DIRECTIVE:
From the first line of the data below through the line holding "number; type: string;", output each line exactly and leave the pictures out.

DATA PROVIDED:
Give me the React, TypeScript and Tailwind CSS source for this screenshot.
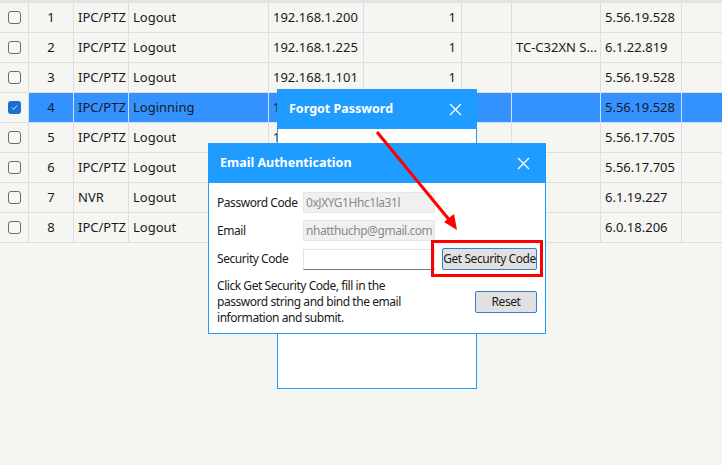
import React from "react";

const cols = [29, 45, 55, 140, 95, 98, 50, 89, 81, 40];

type Row = { n: number; type: string; status: string; ip: string; ch: string; model: string; ver: string; checked?: boolean };

const rows: Row[] = [
  { n: 1, type: "IPC/PTZ", status: "Logout", ip: "192.168.1.200", ch: "1", model: "", ver: "5.56.19.528" },
  { n: 2, type: "IPC/PTZ", status: "Logout", ip: "192.168.1.225", ch: "1", model: "TC-C32XN S...", ver: "6.1.22.819" },
  { n: 3, type: "IPC/PTZ", status: "Logout", ip: "192.168.1.101", ch: "1", model: "", ver: "5.56.19.528" },
  { n: 4, type: "IPC/PTZ", status: "Loginning", ip: "192.168.1.64", ch: "1", model: "", ver: "5.56.19.528", checked: true },
  { n: 5, type: "IPC/PTZ", status: "Logout", ip: "192.168.1.65", ch: "1", model: "", ver: "5.56.17.705" },
  { n: 6, type: "IPC/PTZ", status: "Logout", ip: "192.168.1.66", ch: "1", model: "", ver: "5.56.17.705" },
  { n: 7, type: "NVR", status: "Logout", ip: "192.168.1.67", ch: "1", model: "", ver: "6.1.19.227" },
  { n: 8, type: "IPC/PTZ", status: "Logout", ip: "192.168.1.68", ch: "1", model: "", ver: "6.0.18.206" },
];

function Checkbox({ checked }: { checked?: boolean }) {
  if (checked) {
    return (
      <div className="w-[13px] h-[13px] rounded-[3px] bg-[#1a6fd0] flex items-center justify-center">
        <svg width="9" height="9" viewBox="0 0 9 9">
          <path d="M1.8 4.6 L3.7 6.3 L7.2 2.6" stroke="#cfe3ff" strokeWidth="1" fill="none" />
        </svg>
      </div>
    );
  }
  return <div className="w-[13px] h-[13px] rounded-[3px] border border-[#6b6b6b] bg-[#f7f7f5]" />;
}

function XIcon({ size = 13 }: { size?: number }) {
  return (
    <svg width={size} height={size} viewBox="0 0 13 13">
      <path d="M1 1 L12 12 M12 1 L1 12" stroke="white" strokeWidth="1.3" fill="none" />
    </svg>
  );
}

export default function App() {
  return (
    <div
      className="relative w-[722px] h-[465px] overflow-hidden bg-[#f5f5f2] text-[13px] text-[#1a1a1a]"
      style={{ fontFamily: '"Noto Sans", "Open Sans", sans-serif' }}
    >
      <div className="h-[3px] bg-[#e4e4e4]" />
      <div className="flex flex-col">
        {rows.map((r) => {
          const sel = !!r.checked;
          const cell = `h-[30px] border-b border-r flex items-center ${sel ? "bg-[#3392ff] border-[#cfe0f5]" : "border-[#dedede]"}`;
          return (
            <div key={r.n} className="flex">
              <div className="h-[30px] border-b border-r border-[#dedede] flex items-center justify-center bg-[#f5f5f2]" style={{ width: cols[0] }}>
                <Checkbox checked={r.checked} />
              </div>
              <div className={`${cell} justify-center`} style={{ width: cols[1] }}>{r.n}</div>
              <div className={`${cell} pl-[4px]`} style={{ width: cols[2] }}>{r.type}</div>
              <div className={`${cell} pl-[4px]`} style={{ width: cols[3] }}>{r.status}</div>
              <div className={`${cell} pl-[4px]`} style={{ width: cols[4] }}>{r.ip}</div>
              <div className={`${cell} justify-end pr-[5px]`} style={{ width: cols[5] }}>{r.ch}</div>
              <div className={cell} style={{ width: cols[6] }} />
              <div className={`${cell} pl-[4px] whitespace-nowrap overflow-hidden`} style={{ width: cols[7] }}>{r.model}</div>
              <div className={`${cell} pl-[4px]`} style={{ width: cols[8] }}>{r.ver}</div>
              <div className={`${cell} border-r-0`} style={{ width: cols[9] }} />
            </div>
          );
        })}
      </div>

      {/* Forgot Password dialog */}
      <div className="absolute left-[277px] top-[89px] w-[200px] h-[300px] bg-white border border-[#1f9cff] flex flex-col">
        <div className="h-[40px] bg-[#1f9cff] flex items-center justify-between pl-[12px] pr-[15px] shrink-0 -mx-px -mt-px">
          <span className="text-white font-bold text-[12.5px]">Forgot Password</span>
          <XIcon />
        </div>
      </div>

      {/* Email Authentication dialog */}
      <div className="absolute left-[208px] top-[143px] w-[338px] h-[191px] bg-white border border-[#1f9cff] flex flex-col">
        <div className="h-[40px] bg-[#1f9cff] flex items-center justify-between pl-[12px] pr-[16px] shrink-0 -mx-px -mt-px">
          <span className="text-white font-bold text-[12.5px]">Email Authentication</span>
          <XIcon />
        </div>
        <div className="pl-[8px] pt-[9px] flex flex-col text-[12px] tracking-[-0.45px]">
          <div className="flex items-center h-[21px]">
            <span className="w-[86px] shrink-0 whitespace-nowrap">Password Code</span>
            <div className="w-[132px] h-[21px] bg-[#f0f0f0] border border-[#e6e6e6] flex items-center pl-[2px] text-[#8a8a8a] whitespace-nowrap overflow-hidden">0xJXYG1Hhc1la31l</div>
          </div>
          <div className="flex items-center h-[21px] mt-[7px]">
            <span className="w-[86px] shrink-0 whitespace-nowrap">Email</span>
            <div className="w-[132px] h-[21px] bg-[#f0f0f0] border border-[#e6e6e6] flex items-center pl-[2px] text-[#8a8a8a] whitespace-nowrap overflow-hidden">nhatthuchp@gmail.com</div>
          </div>
          <div className="flex items-center h-[22px] mt-[7px]">
            <span className="w-[86px] shrink-0 whitespace-nowrap">Security Code</span>
            <div className="w-[132px] h-[21px] bg-white border border-[#e3e3e3] border-b-[#7a7a7a] shrink-0" />
            <div className="ml-[7px] w-[95px] h-[22px] bg-[#e1e1e1] border border-[#2e7fd8] rounded-[2px] flex items-center justify-center text-[12px] whitespace-nowrap shrink-0">Get Security Code</div>
          </div>
          <div className="flex mt-[8px]">
            <div className="leading-[16px] w-[240px] shrink-0 whitespace-nowrap">
              Click Get Security Code, fill in the<br />password string and bind the email<br />information and submit.
            </div>
            <div className="ml-[18px] mt-[13px] w-[62px] h-[22px] bg-[#e1e1e1] border border-[#2e7fd8] rounded-[2px] flex items-center justify-center shrink-0">Reset</div>
          </div>
        </div>
      </div>

      {/* Red highlight box */}
      <div className="absolute left-[431px] top-[240px] w-[112px] h-[37px] border-[3px] border-[#ff0000]" />

      {/* Red arrow */}
      <svg className="absolute left-0 top-0" width="722" height="465" viewBox="0 0 722 465">
        <line x1="377" y1="132" x2="451" y2="222" stroke="#ff0000" strokeWidth="3" />
        <path d="M457 230 L444 222 L454 214 Z" fill="#ff0000" />
      </svg>
    </div>
  );
}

FULL SOLUTION:
Give me the React, TypeScript and Tailwind CSS source for this screenshot.
import React from "react";

const cols = [29, 45, 55, 140, 95, 98, 50, 89, 81, 40];

type Row = { n: number; type: string; status: string; ip: string; ch: string; model: string; ver: string; checked?: boolean };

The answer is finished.